## GOAL
Filter the records below and copy every line containing the word "index".

═════ RECORDS TO USE ═════

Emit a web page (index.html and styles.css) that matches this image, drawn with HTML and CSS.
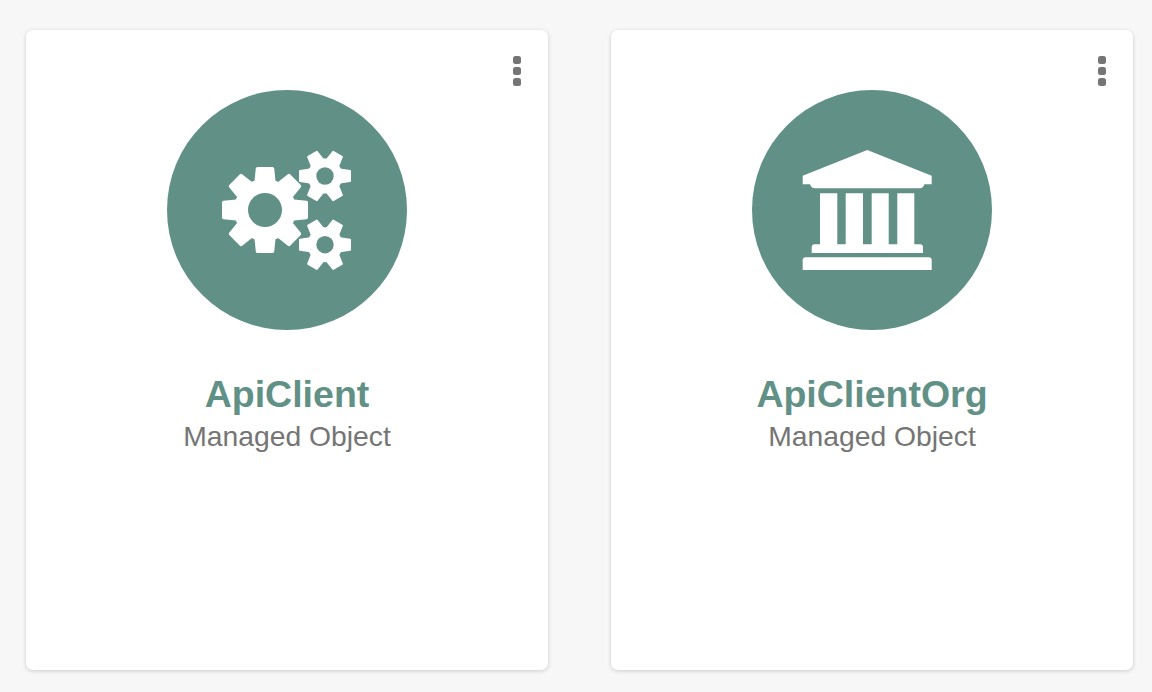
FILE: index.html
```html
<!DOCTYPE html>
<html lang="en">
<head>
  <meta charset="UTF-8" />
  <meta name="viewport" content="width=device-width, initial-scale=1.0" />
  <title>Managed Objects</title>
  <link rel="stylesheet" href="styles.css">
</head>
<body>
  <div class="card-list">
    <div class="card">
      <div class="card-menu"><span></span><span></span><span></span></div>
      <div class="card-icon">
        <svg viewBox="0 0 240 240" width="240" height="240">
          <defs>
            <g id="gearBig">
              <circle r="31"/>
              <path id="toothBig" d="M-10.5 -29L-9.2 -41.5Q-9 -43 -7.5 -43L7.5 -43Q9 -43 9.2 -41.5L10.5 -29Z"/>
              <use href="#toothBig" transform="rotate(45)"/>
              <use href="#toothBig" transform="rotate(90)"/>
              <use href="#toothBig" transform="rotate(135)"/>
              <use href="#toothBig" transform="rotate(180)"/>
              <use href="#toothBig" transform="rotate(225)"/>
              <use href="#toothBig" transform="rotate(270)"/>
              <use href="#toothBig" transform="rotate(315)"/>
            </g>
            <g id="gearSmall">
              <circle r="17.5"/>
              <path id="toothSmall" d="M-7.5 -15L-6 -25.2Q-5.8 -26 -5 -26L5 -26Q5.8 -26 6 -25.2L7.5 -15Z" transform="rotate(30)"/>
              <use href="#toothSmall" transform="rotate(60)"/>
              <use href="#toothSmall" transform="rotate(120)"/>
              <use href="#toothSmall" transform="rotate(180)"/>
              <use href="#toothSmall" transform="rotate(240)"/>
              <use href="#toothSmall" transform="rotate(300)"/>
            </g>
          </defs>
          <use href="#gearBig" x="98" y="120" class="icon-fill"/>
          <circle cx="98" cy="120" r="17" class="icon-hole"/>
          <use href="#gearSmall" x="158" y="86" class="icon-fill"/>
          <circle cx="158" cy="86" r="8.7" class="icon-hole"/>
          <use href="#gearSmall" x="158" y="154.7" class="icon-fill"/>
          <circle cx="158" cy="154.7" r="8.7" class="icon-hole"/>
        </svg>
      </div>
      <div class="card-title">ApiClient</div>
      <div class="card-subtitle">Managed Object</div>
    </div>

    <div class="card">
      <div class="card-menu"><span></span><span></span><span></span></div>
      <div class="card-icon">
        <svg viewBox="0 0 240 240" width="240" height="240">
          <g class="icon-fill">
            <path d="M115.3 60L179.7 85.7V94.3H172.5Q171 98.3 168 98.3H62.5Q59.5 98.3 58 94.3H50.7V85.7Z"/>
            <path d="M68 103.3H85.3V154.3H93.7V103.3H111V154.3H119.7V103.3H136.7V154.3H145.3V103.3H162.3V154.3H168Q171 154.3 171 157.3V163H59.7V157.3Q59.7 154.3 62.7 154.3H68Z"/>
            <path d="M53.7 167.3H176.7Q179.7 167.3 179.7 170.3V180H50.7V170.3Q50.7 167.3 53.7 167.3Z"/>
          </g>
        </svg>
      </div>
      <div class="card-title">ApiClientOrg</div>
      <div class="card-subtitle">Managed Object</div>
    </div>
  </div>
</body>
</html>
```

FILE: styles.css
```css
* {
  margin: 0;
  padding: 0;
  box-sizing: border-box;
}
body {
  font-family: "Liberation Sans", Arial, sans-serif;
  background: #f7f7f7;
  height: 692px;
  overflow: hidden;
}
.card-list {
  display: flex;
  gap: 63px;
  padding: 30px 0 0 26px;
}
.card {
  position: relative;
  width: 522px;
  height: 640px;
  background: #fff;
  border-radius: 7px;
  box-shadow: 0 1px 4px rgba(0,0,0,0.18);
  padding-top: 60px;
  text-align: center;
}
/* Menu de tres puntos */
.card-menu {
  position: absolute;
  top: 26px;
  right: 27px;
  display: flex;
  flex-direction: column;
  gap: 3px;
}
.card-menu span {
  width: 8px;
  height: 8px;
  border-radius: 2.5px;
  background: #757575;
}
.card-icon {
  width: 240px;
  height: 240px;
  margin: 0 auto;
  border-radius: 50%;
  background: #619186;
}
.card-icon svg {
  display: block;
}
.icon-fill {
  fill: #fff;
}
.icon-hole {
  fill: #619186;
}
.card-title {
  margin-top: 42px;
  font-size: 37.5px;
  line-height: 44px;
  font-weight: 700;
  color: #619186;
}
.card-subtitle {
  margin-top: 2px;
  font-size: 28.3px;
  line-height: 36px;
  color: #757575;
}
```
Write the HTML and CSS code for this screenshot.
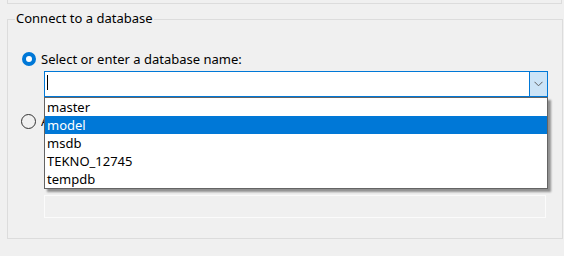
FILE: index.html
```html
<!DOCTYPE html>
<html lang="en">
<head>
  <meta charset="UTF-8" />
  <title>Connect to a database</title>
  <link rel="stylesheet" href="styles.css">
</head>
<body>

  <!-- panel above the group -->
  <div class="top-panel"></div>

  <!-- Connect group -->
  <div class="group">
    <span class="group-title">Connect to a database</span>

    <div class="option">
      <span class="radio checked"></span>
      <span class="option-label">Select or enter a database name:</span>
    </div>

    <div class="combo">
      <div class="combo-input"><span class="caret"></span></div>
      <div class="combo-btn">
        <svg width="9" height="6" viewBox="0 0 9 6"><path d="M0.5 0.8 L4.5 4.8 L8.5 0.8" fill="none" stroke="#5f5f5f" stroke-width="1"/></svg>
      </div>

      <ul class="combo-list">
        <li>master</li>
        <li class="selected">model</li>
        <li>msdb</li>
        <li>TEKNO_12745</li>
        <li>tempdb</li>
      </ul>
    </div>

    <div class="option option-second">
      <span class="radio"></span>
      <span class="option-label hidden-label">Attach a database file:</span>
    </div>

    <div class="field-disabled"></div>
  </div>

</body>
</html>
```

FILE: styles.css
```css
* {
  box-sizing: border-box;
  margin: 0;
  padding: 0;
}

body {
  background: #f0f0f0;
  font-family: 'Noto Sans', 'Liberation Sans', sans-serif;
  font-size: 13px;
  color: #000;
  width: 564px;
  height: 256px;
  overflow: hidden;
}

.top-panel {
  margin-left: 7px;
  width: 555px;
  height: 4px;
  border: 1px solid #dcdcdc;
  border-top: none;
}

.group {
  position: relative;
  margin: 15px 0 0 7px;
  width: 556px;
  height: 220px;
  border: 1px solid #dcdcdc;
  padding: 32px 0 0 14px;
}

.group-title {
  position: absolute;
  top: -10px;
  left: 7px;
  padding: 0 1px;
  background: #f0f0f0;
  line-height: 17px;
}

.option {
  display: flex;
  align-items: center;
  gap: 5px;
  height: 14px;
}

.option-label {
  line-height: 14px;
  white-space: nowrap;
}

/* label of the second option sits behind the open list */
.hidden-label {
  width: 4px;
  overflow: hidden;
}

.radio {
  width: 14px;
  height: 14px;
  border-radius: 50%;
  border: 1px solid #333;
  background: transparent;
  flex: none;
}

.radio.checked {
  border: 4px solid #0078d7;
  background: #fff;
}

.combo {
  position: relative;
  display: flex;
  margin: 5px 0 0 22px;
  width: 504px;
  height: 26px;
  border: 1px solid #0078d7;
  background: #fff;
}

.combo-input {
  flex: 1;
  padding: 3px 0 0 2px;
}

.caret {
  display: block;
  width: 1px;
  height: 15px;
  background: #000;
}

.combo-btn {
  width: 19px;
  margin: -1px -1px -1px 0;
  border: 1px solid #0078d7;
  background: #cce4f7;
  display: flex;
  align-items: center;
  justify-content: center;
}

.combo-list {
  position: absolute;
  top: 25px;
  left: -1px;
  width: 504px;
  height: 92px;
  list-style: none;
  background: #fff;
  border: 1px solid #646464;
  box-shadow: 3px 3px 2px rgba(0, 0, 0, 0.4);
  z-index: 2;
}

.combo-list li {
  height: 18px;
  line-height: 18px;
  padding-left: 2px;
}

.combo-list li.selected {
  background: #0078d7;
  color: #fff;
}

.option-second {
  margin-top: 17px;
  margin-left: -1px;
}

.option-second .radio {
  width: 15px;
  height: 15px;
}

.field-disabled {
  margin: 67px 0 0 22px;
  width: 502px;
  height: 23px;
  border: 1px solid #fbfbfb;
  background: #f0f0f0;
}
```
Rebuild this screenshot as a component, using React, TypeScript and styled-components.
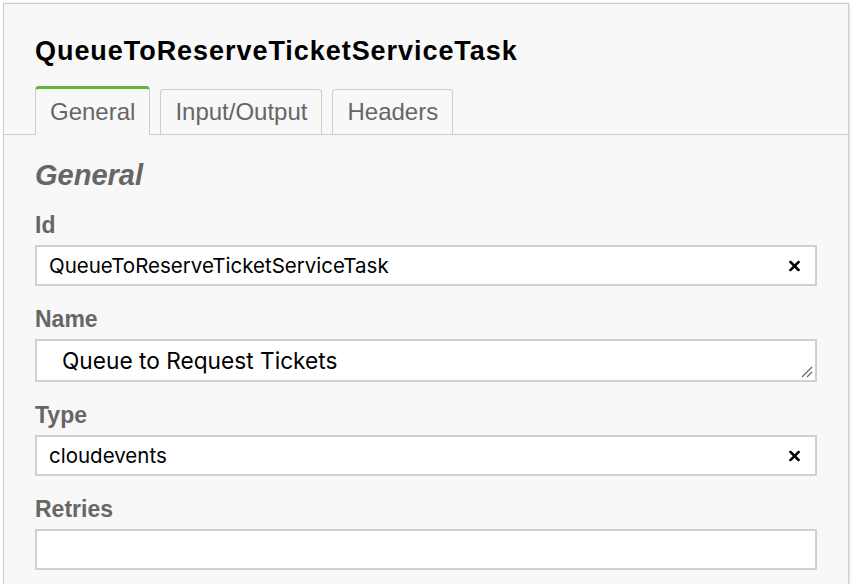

═════

## REPLY
Emit a web page (index.html and styles.css) that matches this image, drawn with HTML and CSS.
FILE: index.html
FILE: index.html
  z-index: 2;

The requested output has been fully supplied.